Figure 17.4. Comparing periods to decide whether a system is stable or not is difficult. Usually thirty years of data are needed. Rarely are so many available. Here, comparing the present and two prior years to a projected year is suggested.

Many objectives, things to sustain, are said to be impossible to quantify and subject to a process like I have described here. I really believe that by identifying the topics (such as social cohesion and cultural identity), we can find a way that actually allows (cf., constrains) a system to tend to achieve these topics. There cannot be a guarantee; we're not programming people, but we can include the meeting places, the ceremony, the annual rewards, "money for the dance" (which is not a profitable thing to do annually but which sustains the community. "Providing" becomes a constraint on the system. It is identical to painting the building or adding roof thatch - it is part of maintaining life and the community.

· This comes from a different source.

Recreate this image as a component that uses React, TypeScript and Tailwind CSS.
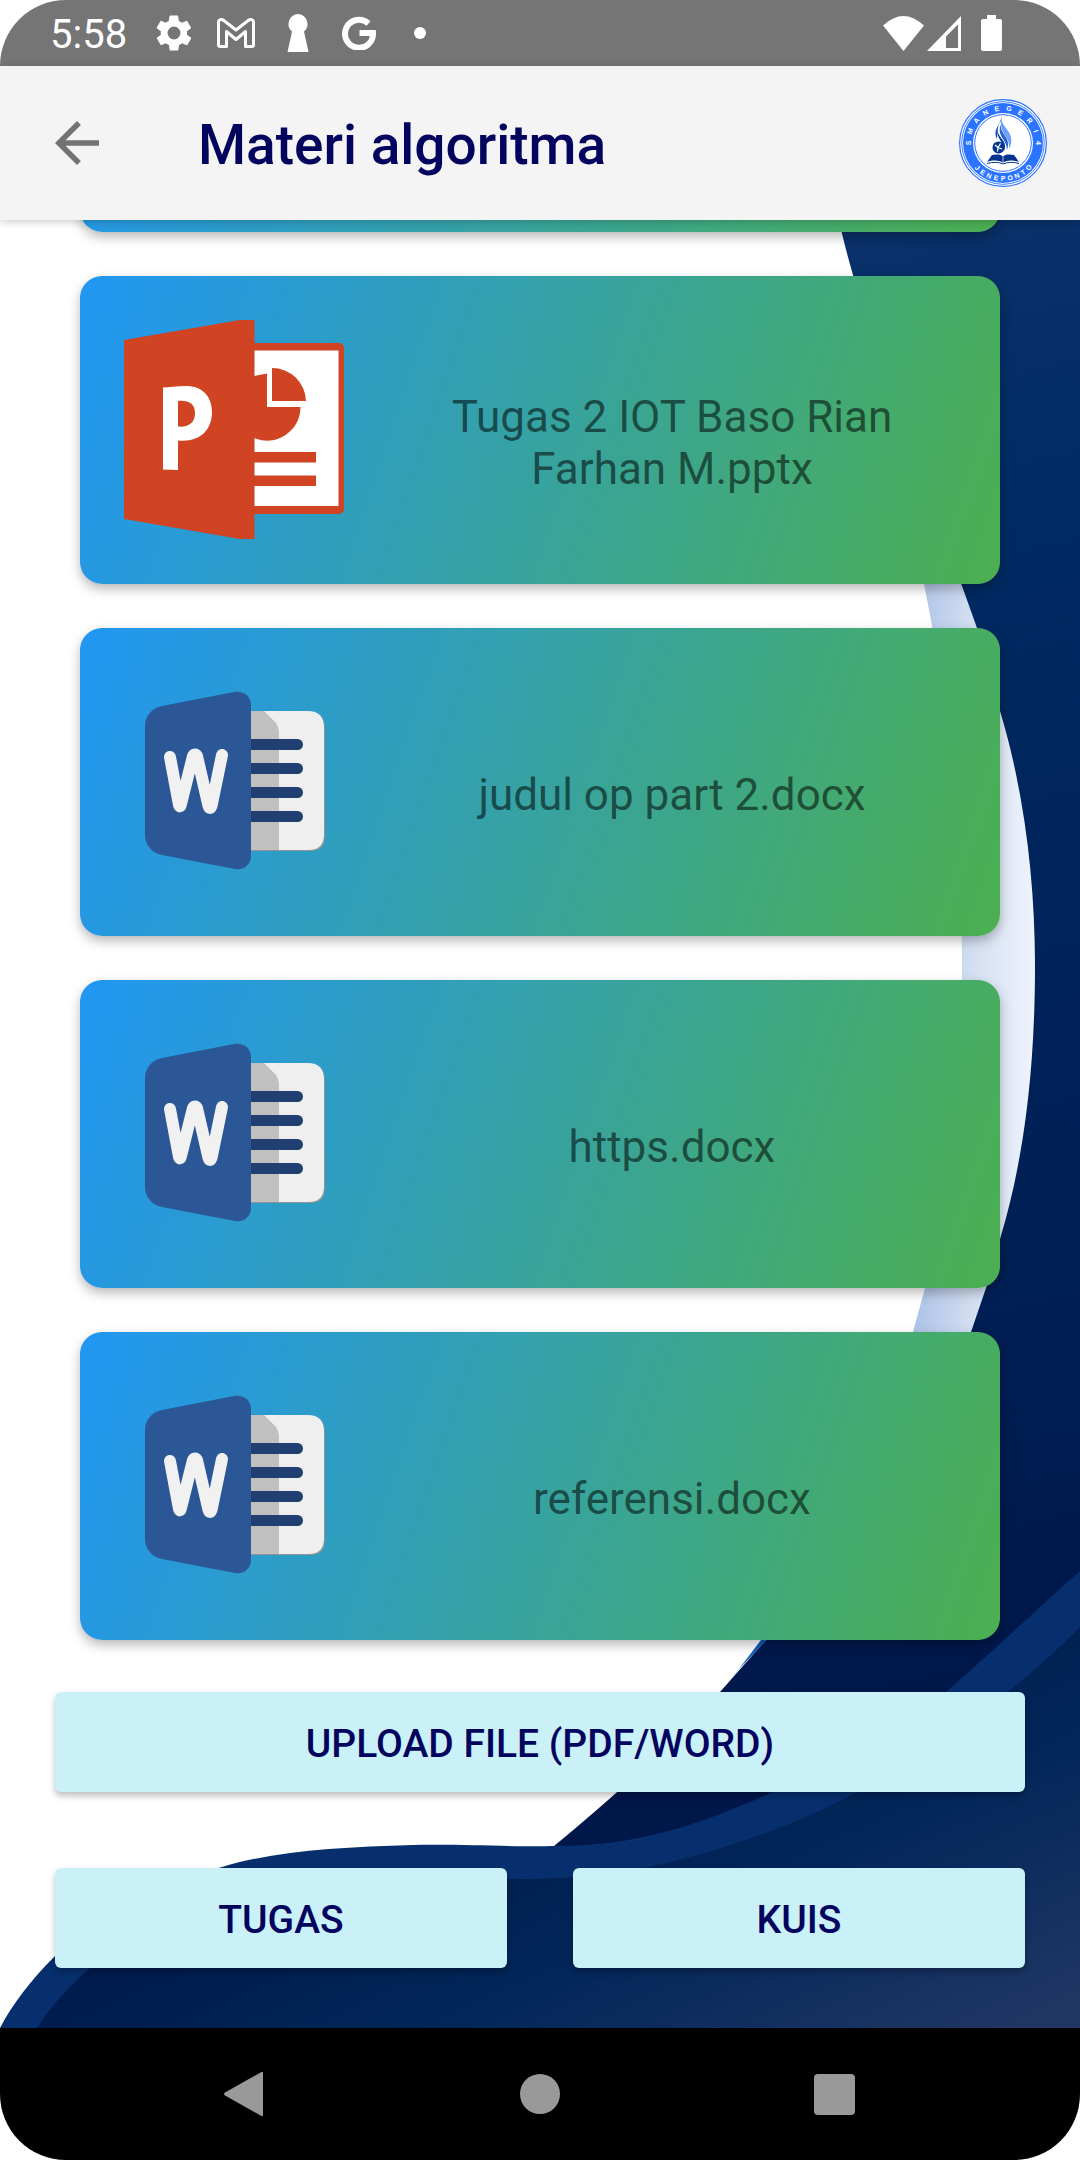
import React from "react";

function StatusBar() {
  return (
    <div className="flex h-[66px] shrink-0 items-center justify-between bg-[#757575] pr-[78px] pl-[50px] text-white">
      <div className="flex items-center">
        <span className="w-[103px] pt-1 text-[40px] leading-[48px]">5:58</span>
        <svg aria-hidden="true" viewBox="0 0 24 24" className="mr-[22px] h-[42px] w-[42px]" fill="currentColor">
          <path
            fillRule="evenodd"
            d="M19.4 13c0-.3.1-.6.1-1s0-.7-.1-1l2.1-1.6c.2-.2.3-.4.1-.7l-2-3.4c-.1-.2-.4-.3-.6-.2l-2.5 1c-.5-.4-1.1-.7-1.700-1l-.4-2.600c0-.3-.2-.5-.5-.5h-4c-.2 0-.4.2-.5.5l-.4 2.600c-.6.3-1.200.6-1.700 1l-2.500-1c-.2-.1-.5 0-.6.2l-2 3.400c-.1.2-.1.5.1.7L4.500 11c0 .3-.1.7-.1 1s0 .7.1 1l-2.100 1.600c-.2.2-.3.4-.1.7l2 3.400c.1.2.4.3.6.2l2.500-1c.5.4 1.100.7 1.700 1l.4 2.600c0 .3.2.5.5.5h4c.2 0 .4-.2.5-.5l.4-2.600c.6-.3 1.200-.6 1.700-1l2.500 1c.2.1.5 0 .6-.2l2-3.400c.1-.2.1-.5-.1-.7zM12 15.700a3.700 3.700 0 1 1 0-7.400 3.700 3.700 0 0 1 0 7.400z"
          />
        </svg>
        <svg aria-hidden="true" viewBox="0 0 38 30" className="mr-[32px] h-[30px] w-[38px]" fill="none" stroke="currentColor" strokeWidth="3" strokeLinejoin="round">
          <path d="M1.500 4.500C1.500 1.500 4.500.8 6.500 2.300L19 12 31.500 2.300c2-1.500 5-.8 5 2.200V27c0 1-.6 1.500-1.600 1.500h-6.400V13.500L19 21.500l-9.500-8v15H3.100c-1 0-1.600-.5-1.600-1.500z" />
        </svg>
        <svg aria-hidden="true" viewBox="0 0 22 38" className="mr-[33px] h-[38px] w-[22px]" fill="currentColor">
          <path d="M11 0a10 10 0 0 1 6 17.500L21.500 38H.5L5 17.500A10 10 0 0 1 11 0z" />
        </svg>
        <svg aria-hidden="true" viewBox="0 0 34 34" className="mr-[38px] h-[34px] w-[34px]" fill="none" stroke="currentColor" strokeWidth="6">
          <path d="M26.500 7.500A14 14 0 1 0 31 17H17.500" />
        </svg>
        <span className="h-3 w-3 rounded-full bg-white" />
      </div>
      <div className="flex items-center">
        <svg aria-hidden="true" viewBox="0 0 41 35" className="mr-[3px] h-[35px] w-[41px]" fill="currentColor">
          <path d="M0 9.500Q20.500-9.500 41 9.500L20.500 35z" />
        </svg>
        <svg aria-hidden="true" viewBox="0 0 34 35" className="mr-[20px] h-[35px] w-[34px]" fill="currentColor">
          <path fillRule="evenodd" d="M0 35 34 0v35zM19 20.500V32h12V8.500z" />
        </svg>
        <svg aria-hidden="true" viewBox="0 0 21 36" className="h-[36px] w-[21px]" fill="currentColor">
          <path d="M6 0h9v4h4a2 2 0 0 1 2 2v28a2 2 0 0 1-2 2H2a2 2 0 0 1-2-2V6a2 2 0 0 1 2-2h4z" />
        </svg>
      </div>
    </div>
  );
}

const topLetters = "SMANEGERI4".split("");
const bottomLetters = "JENEPONTO".split("");

function SchoolLogo() {
  return (
    <svg role="img" aria-label="SMA Negeri 4 Jeneponto" viewBox="0 0 88 88" className="h-[88px] w-[88px]">
      <circle cx="44" cy="44" r="43.400" fill="#fff" stroke="#2b74ff" strokeWidth="1.200" />
      <circle cx="44" cy="44" r="41.300" fill="none" stroke="#2b74ff" strokeWidth=".9" />
      <circle cx="44" cy="44" r="40" fill="#2b74ff" />
      <circle cx="44" cy="44" r="30" fill="#fff" />
      <circle cx="44" cy="44" r="28.300" fill="none" stroke="#2b74ff" strokeWidth="1" />
      <g fill="#fff" fontSize="7" fontWeight="700" fontFamily="Liberation Sans, sans-serif" textAnchor="middle">
        {topLetters.map((letter, i) => (
          <text key={i} x="44" y="11.500" transform={`rotate(${i * 20 - 90} 44 44)`}>
            {letter}
          </text>
        ))}
        {bottomLetters.map((letter, i) => (
          <text key={i} x="44" y="82" transform={`rotate(${46 - i * 11.5} 44 44)`}>
            {letter}
          </text>
        ))}
      </g>
      <path d="M43 18c-1 8-10 12-5 22 1-6-1-9 5-22z" fill="#1450b8" />
      <path d="M43 18c-3 10 16 15 7 32 2-13-12-16-7-32z" fill="#6da0ff" />
      <path d="M42 25c-2 10 11 13 6 26 0-11-11-14-6-26z" fill="#2f62d0" />
      <path d="M39 29c-2 10 11 12 6 23 0-10-9-13-6-23z" fill="#0b3ca0" />
      <circle cx="39.500" cy="48.500" r="6" fill="#043490" />
      <path d="m36 46 3 2.500 2.500-4M39 48.500l-.5 4M39 48.500l4 1.500" stroke="#fff" strokeWidth="1.300" fill="none" />
      <path d="M33 56c4-1 9-1 11 1.500 2-2.500 7-2.500 11-1.500l5 7c-6-2-12-2-16 .8-4-2.800-10-2.800-16-.8z" fill="#043490" />
      <path d="M28 64.500c6-1.600 12-1.500 16 .5 4-2 10-2.100 16-.5" fill="none" stroke="#043490" strokeWidth="1" />
      <path d="M44 57.500v6.500" stroke="#fff" strokeWidth=".7" />
    </svg>
  );
}

function Header() {
  return (
    <header className="relative z-10 flex h-[154px] shrink-0 items-center bg-[#f4f4f4] pr-[33px] pl-11 shadow-[0_2px_8px_rgba(0,0,0,0.2)]">
      <button type="button" aria-label="Kembali" className="mr-[88px] h-[66px] w-[66px] text-[#737373]">
        <svg viewBox="0 0 24 24" className="h-full w-full" fill="currentColor">
          <path d="M20 11H7.830l5.590-5.590L12 4l-8 8 8 8 1.410-1.410L7.830 13H20v-2z" />
        </svg>
      </button>
      <h1 className="flex-1 pt-1 text-[55px] leading-[64px] font-medium text-[#03045e]">Materi algoritma</h1>
      <SchoolLogo />
    </header>
  );
}

function PowerPointIcon() {
  return (
    <svg aria-hidden="true" viewBox="0 0 220 220" className="h-[220px] w-[220px] shrink-0">
      <path d="M120 23h95a5 5 0 0 1 5 5v161a5 5 0 0 1-5 5h-95z" fill="#d04424" />
      <path d="M130 30.500h84.500V186H130z" fill="#fff" />
      <path d="M130 56 143 53.500V87h33.500A33.500 33.500 0 0 1 130 118z" fill="#d04424" />
      <path d="M148 48a34 34 0 0 1 34 33h-34zM130 132h62v10.500h-62zM130 155.500h62V166h-62z" fill="#d04424" />
      <path d="M0 20 116 0h14.500v219H116L0 199z" fill="#d04424" />
      <path
        fillRule="evenodd"
        d="M39 67.500c6 0 14-1.500 23-1.500 16 0 26 10 26 26 0 18-12 30.500-34 28.500V150l-15-.5zM54 81v25.500c11 1 17-4 17-13.500 0-9-6-13-17-12z"
        fill="#fff"
      />
    </svg>
  );
}

function WordIcon() {
  return (
    <svg aria-hidden="true" viewBox="0 0 220 220" className="h-[220px] w-[220px] shrink-0">
      <path d="M120 40h64q17 0 17 17v107q0 15-15 15h-66z" fill="#949494" />
      <path d="M120 39h64q16 0 16 17v106q0 16-15 16h-65z" fill="#efefef" />
      <path d="M120 39h20l12 12q3 4 3 9v118h-35z" fill="#c0c0c0" />
      <path d="M120 72.500h53.500M120 96.500h53.500M120 120.500h53.500M120 144.500h53.500" stroke="#213f70" strokeWidth="11" strokeLinecap="round" />
      <path d="M21 54c0-10 7-18 17-20l72-14c9-1.500 17 4 17 13v151c0 9-8 14.500-16 13l-73-14c-10-2-17-10-17-20z" fill="#2b5796" />
      <path
        d="M46 85 55 133Q56 136 57 132L69 84Q71 81 73 84L84.500 134Q86 138 87.500 134L98 83"
        fill="none"
        stroke="#f1f1f1"
        strokeWidth="12"
        strokeLinecap="round"
        strokeLinejoin="round"
      />
    </svg>
  );
}

function FileCard({ name, icon }: { name: string; icon: React.ReactNode }) {
  return (
    <button
      type="button"
      className="flex h-[308px] w-full shrink-0 items-center rounded-[22px] bg-linear-[109deg] from-[#2196f3] to-[#4caf50] pl-11 shadow-[0_5px_12px_rgba(0,0,0,0.28)]"
    >
      {icon}
      <span className="flex-1 px-20 pt-[26px] text-center text-[44px] leading-[52px] text-black/55">{name}</span>
    </button>
  );
}

function Backdrop() {
  return (
    <svg aria-hidden="true" viewBox="0 220 1080 1808" preserveAspectRatio="none" className="absolute inset-0 h-full w-full">
      <defs>
        <linearGradient id="navy" gradientUnits="userSpaceOnUse" x1="950" y1="220" x2="1250" y2="1700">
          <stop offset="0" stopColor="#0a316a" />
          <stop offset=".2" stopColor="#002b63" />
          <stop offset=".45" stopColor="#00245b" />
          <stop offset=".7" stopColor="#001f54" />
          <stop offset=".95" stopColor="#00174a" />
        </linearGradient>
        <linearGradient id="pale" gradientUnits="userSpaceOnUse" x1="910" y1="0" x2="1035" y2="0">
          <stop offset="0" stopColor="#a9c0e6" />
          <stop offset=".5" stopColor="#d3dff1" />
          <stop offset="1" stopColor="#eff3fc" />
        </linearGradient>
        <linearGradient id="deep" gradientUnits="userSpaceOnUse" x1="700" y1="1640" x2="900" y2="2080">
          <stop offset="0" stopColor="#00174b" />
          <stop offset=".25" stopColor="#001f50" />
          <stop offset=".5" stopColor="#022659" />
          <stop offset="1" stopColor="#203665" />
        </linearGradient>
      </defs>
      <path d="M0 220h1080v1808H0z" fill="#fff" />
      <path d="M880 420C915 520 962 720 962 960 962 1120 950 1210 925 1288L913 1332 880 1420H1000L1080 960 980 500z" fill="url(#pale)" />
      <path
        d="M839 220C860 320 925 480 977 628 987 660 992 680 1000 711 1024 790 1035 880 1035 965 1035 1070 1024 1160 1000 1239L986 1288 971 1332C930 1450 850 1550 766 1640L720 1692C690 1724 630 1784 554 1846L560 1900h520V220z"
        fill="url(#navy)"
      />
      <path d="M761 1640 726 1686 740 1668 767 1640z" fill="#0f5cb5" />
      <path
        d="M1080 1571C1040 1606 1000 1645 946 1692 890 1740 835 1765 773 1792 700 1824 640 1846 554 1846 520 1847 460 1844 413 1845 340 1847 275 1851 222 1867 130 1890 80 1930 55 1956 30 1981 12 2005 0 2028H1080z"
        fill="#072f6e"
      />
      <path
        d="M1080 1627C1060 1647 1040 1666 1008 1692 965 1728 920 1760 857 1792 790 1828 715 1853 648 1867 560 1885 500 1878 420 1875 280 1878 170 1900 90 1968 65 1990 48 2010 37 2028H1080z"
        fill="url(#deep)"
      />
    </svg>
  );
}

const files = [
  { name: "Tugas 2 IOT Baso Rian Farhan M.pptx", kind: "ppt" },
  { name: "judul op part 2.docx", kind: "word" },
  { name: "https.docx", kind: "word" },
  { name: "referensi.docx", kind: "word" },
];

function ActionButton({ children }: { children: React.ReactNode }) {
  return (
    <button
      type="button"
      className="h-[100px] flex-1 rounded-md bg-[#caf0f8] pt-1 text-[39px] leading-[46px] font-medium text-[#03045e] uppercase shadow-[0_4px_6px_rgba(0,0,0,0.25)]"
    >
      {children}
    </button>
  );
}

function NavBar() {
  return (
    <nav className="flex h-[132px] shrink-0 items-center justify-around bg-black px-[98px] text-[#999]">
      <button type="button" aria-label="Back" className="flex flex-1 justify-center">
        <svg viewBox="0 0 44 44" className="h-11 w-11" fill="currentColor">
          <path d="M40 .5v43q0 1-1.500.5L2 23.500q-2-1.500 0-3L38.500 0q1.500-.5 1.500.5z" />
        </svg>
      </button>
      <button type="button" aria-label="Home" className="flex flex-1 justify-center">
        <span className="h-10 w-10 rounded-full bg-current" />
      </button>
      <button type="button" aria-label="Recent apps" className="flex flex-1 justify-center">
        <span className="h-[41px] w-[41px] rounded-sm bg-current" />
      </button>
    </nav>
  );
}

export default function App() {
  return (
    <div className="min-h-screen bg-white font-[Roboto,sans-serif]">
      <div className="flex min-h-screen flex-col overflow-hidden rounded-[66px]">
        <StatusBar />
        <Header />
        <main className="relative flex flex-1 flex-col overflow-hidden">
          <Backdrop />
          <section className="relative flex flex-col gap-11 px-20 pb-13">
            <div className="flex h-3 flex-col justify-end">
              <div className="h-[308px] shrink-0 rounded-[22px] bg-linear-[109deg] from-[#2196f3] to-[#4caf50] shadow-[0_5px_12px_rgba(0,0,0,0.28)]" />
            </div>
            {files.map((file) => (
              <FileCard key={file.name} name={file.name} icon={file.kind === "ppt" ? <PowerPointIcon /> : <WordIcon />} />
            ))}
          </section>
          <div className="relative flex flex-col gap-[76px] px-[55px] pb-[60px]">
            <div className="flex">
              <ActionButton>Upload file (PDF/Word)</ActionButton>
            </div>
            <div className="flex gap-[66px]">
              <ActionButton>Tugas</ActionButton>
              <ActionButton>Kuis</ActionButton>
            </div>
          </div>
        </main>
        <NavBar />
      </div>
    </div>
  );
}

I've found with much computer modeling that what appears to be a tough question has a broad range of answers that will work very well. Such analyses can be very useful, very practical. We try to be too precise about sustainability and worry too much about it.

Equifinality means several ways to the same end-state of a system. Scientists tend to try to find an answer; optimization finds the answer. There are probably many ways to a desirable end state, for an area of the world, for the uses of land there. It may be seen in a relatively stable system performance measure over many years.